Do this>
Word for word, give the material below again, minus any images.
--- Provided data ---
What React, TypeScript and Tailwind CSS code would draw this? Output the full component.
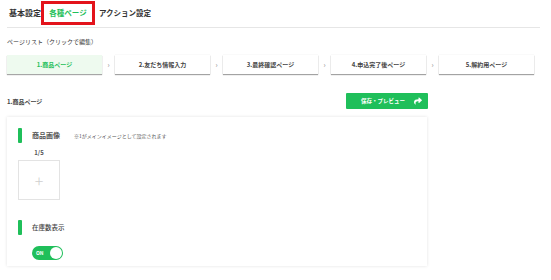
import { FaShare } from "react-icons/fa";

const steps = ["1.商品ページ", "2.友だち情報入力", "3.最終確認ページ", "4.申込完了後ページ", "5.解約用ページ"];

const SectionTitle = ({ title, note, bold }: { title: string; note?: string; bold?: boolean }) => (
  <div className="flex items-center h-[15px]">
    <div className="w-[4px] h-[15px] rounded-[1px] bg-[#1fbf5a]" />
    <span className={bold ? "ml-[10px] text-[7px] font-bold text-[#555]" : "ml-[10px] text-[6.5px] font-medium text-[#444]"}>
      {title}
    </span>
    {note && <span className="ml-[14px] text-[5px] text-[#555]">{note}</span>}
  </div>
);

export default function App() {
  return (
    <div
      className="w-[551px] h-[280px] overflow-hidden bg-white text-[#333]"
      style={{ fontFamily: '"Noto Sans CJK JP", "Noto Sans", sans-serif' }}
    >
      <div className="pl-[7px] pr-[11px]">
        {/* Tabs */}
        <div className="flex items-start h-[28px] pt-[1px] border-b border-[#e6e6e6]">
          <div className="w-[34px] pl-[2px] h-[24px] flex items-center text-[8px] font-semibold text-[#333] leading-none">
            基本設定
          </div>
          <div className="w-[54px] h-[24px] border-[3px] border-[#e3131b] flex items-center justify-center text-[7.5px] font-bold text-[#1fbf5a] leading-none">
            各種ページ
          </div>
          <div className="ml-[4px] h-[24px] flex items-center text-[7.5px] font-semibold text-[#333] leading-none">
            アクション設定
          </div>
        </div>

        {/* Page list */}
        <div className="mt-[10px] text-[6px] leading-[8px] text-[#333]">ページリスト（クリックで編集）</div>
        <div className="mt-[9px] flex items-center">
          {steps.map((s, i) => (
            <div key={s} className="flex items-center">
              {i > 0 && <div className="w-[13px] text-center text-[7px] text-[#888]">›</div>}
              <div
                className={
                  i === 0
                    ? "w-[95px] h-[19px] flex items-center justify-center text-[6px] font-semibold text-[#1fbf5a] bg-[#eefaef] shadow-[0_1px_1px_rgba(0,0,0,0.35)]"
                    : "w-[95px] h-[19px] flex items-center justify-center text-[6px] font-semibold text-[#444] bg-white shadow-[0_1px_1px_rgba(0,0,0,0.35),0_0_1px_rgba(0,0,0,0.12)]"
                }
              >
                {s}
              </div>
            </div>
          ))}
        </div>

        {/* Page header + button */}
        <div className="mt-[19px] w-[421px] flex items-center justify-between">
          <span className="text-[6px] font-semibold text-[#444]">1.商品ページ</span>
          <button className="w-[82px] h-[16px] bg-[#1fbf5a] rounded-[1px] flex items-center justify-end pr-[6px] text-white">
            <span className="text-[5.5px] font-bold mr-[9px]">保存・プレビュー</span>
            <FaShare className="w-[8px] h-[8px]" />
          </button>
        </div>

        {/* Card */}
        <div className="mt-[8px] w-[420px] h-[149px] bg-white shadow-[0_0_3px_rgba(0,0,0,0.12)] pl-[11px] pt-[11px]">
          <SectionTitle title="商品画像" note="※1がメインイメージとして設定されます" bold />
          <div className="w-[42px] mt-[6px] text-center text-[6px] font-bold text-[#555] leading-[8px]">1/5</div>
          <div className="mt-[3px] w-[42px] h-[40px] border border-[#e3e3e3] flex items-center justify-center text-[16px] font-light text-[#cfcfcf]">
            +
          </div>
          <div className="mt-[20px]">
            <SectionTitle title="在庫数表示" />
          </div>
          <div className="mt-[11px] ml-[14px] w-[31px] h-[14px] rounded-full bg-[#1fbf5a] flex items-center justify-between pl-[4px] pr-[1px]">
            <span className="text-[5px] font-bold text-white">ON</span>
            <div className="w-[12px] h-[12px] rounded-full bg-white" />
          </div>
        </div>
      </div>
    </div>
  );
}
---
The response>
What React, TypeScript and Tailwind CSS code would draw this? Output the full component.
import { FaShare } from "react-icons/fa";

const steps = ["1.商品ページ", "2.友だち情報入力", "3.最終確認ページ", "4.申込完了後ページ", "5.解約用ページ"];

const SectionTitle = ({ title, note, bold }: { title: string; note?: string; bold?: boolean }) => (
  <div className="flex items-center h-[15px]">
    <div className="w-[4px] h-[15px] rounded-[1px] bg-[#1fbf5a]" />
    <span className={bold ? "ml-[10px] text-[7px] font-bold text-[#555]" : "ml-[10px] text-[6.5px] font-medium text-[#444]"}>
      {title}
    </span>
    {note && <span className="ml-[14px] text-[5px] text-[#555]">{note}</span>}
  </div>
);

export default function App() {
  return (
    <div
      className="w-[551px] h-[280px] overflow-hidden bg-white text-[#333]"
      style={{ fontFamily: '"Noto Sans CJK JP", "Noto Sans", sans-serif' }}
    >
      <div className="pl-[7px] pr-[11px]">
        {/* Tabs */}
        <div className="flex items-start h-[28px] pt-[1px] border-b border-[#e6e6e6]">
          <div className="w-[34px] pl-[2px] h-[24px] flex items-center text-[8px] font-semibold text-[#333] leading-none">
            基本設定
          </div>
          <div className="w-[54px] h-[24px] border-[3px] border-[#e3131b] flex items-center justify-center text-[7.5px] font-bold text-[#1fbf5a] leading-none">
            各種ページ
          </div>
          <div className="ml-[4px] h-[24px] flex items-center text-[7.5px] font-semibold text-[#333] leading-none">
            アクション設定
          </div>
        </div>

        {/* Page list */}
        <div className="mt-[10px] text-[6px] leading-[8px] text-[#333]">ページリスト（クリックで編集）</div>
        <div className="mt-[9px] flex items-center">
          {steps.map((s, i) => (
            <div key={s} className="flex items-center">
              {i > 0 && <div className="w-[13px] text-center text-[7px] text-[#888]">›</div>}
              <div
                className={
                  i === 0
                    ? "w-[95px] h-[19px] flex items-center justify-center text-[6px] font-semibold text-[#1fbf5a] bg-[#eefaef] shadow-[0_1px_1px_rgba(0,0,0,0.35)]"
                    : "w-[95px] h-[19px] flex items-center justify-center text-[6px] font-semibold text-[#444] bg-white shadow-[0_1px_1px_rgba(0,0,0,0.35),0_0_1px_rgba(0,0,0,0.12)]"
                }
              >
                {s}
              </div>
            </div>
          ))}
        </div>

        {/* Page header + button */}
        <div className="mt-[19px] w-[421px] flex items-center justify-between">
          <span className="text-[6px] font-semibold text-[#444]">1.商品ページ</span>
          <button className="w-[82px] h-[16px] bg-[#1fbf5a] rounded-[1px] flex items-center justify-end pr-[6px] text-white">
            <span className="text-[5.5px] font-bold mr-[9px]">保存・プレビュー</span>
            <FaShare className="w-[8px] h-[8px]" />
          </button>
        </div>

        {/* Card */}
        <div className="mt-[8px] w-[420px] h-[149px] bg-white shadow-[0_0_3px_rgba(0,0,0,0.12)] pl-[11px] pt-[11px]">
          <SectionTitle title="商品画像" note="※1がメインイメージとして設定されます" bold />
          <div className="w-[42px] mt-[6px] text-center text-[6px] font-bold text-[#555] leading-[8px]">1/5</div>
          <div className="mt-[3px] w-[42px] h-[40px] border border-[#e3e3e3] flex items-center justify-center text-[16px] font-light text-[#cfcfcf]">
            +
          </div>
          <div className="mt-[20px]">
            <SectionTitle title="在庫数表示" />
          </div>
          <div className="mt-[11px] ml-[14px] w-[31px] h-[14px] rounded-full bg-[#1fbf5a] flex items-center justify-between pl-[4px] pr-[1px]">
            <span className="text-[5px] font-bold text-white">ON</span>
            <div className="w-[12px] h-[12px] rounded-full bg-white" />
          </div>
        </div>
      </div>
    </div>
  );
}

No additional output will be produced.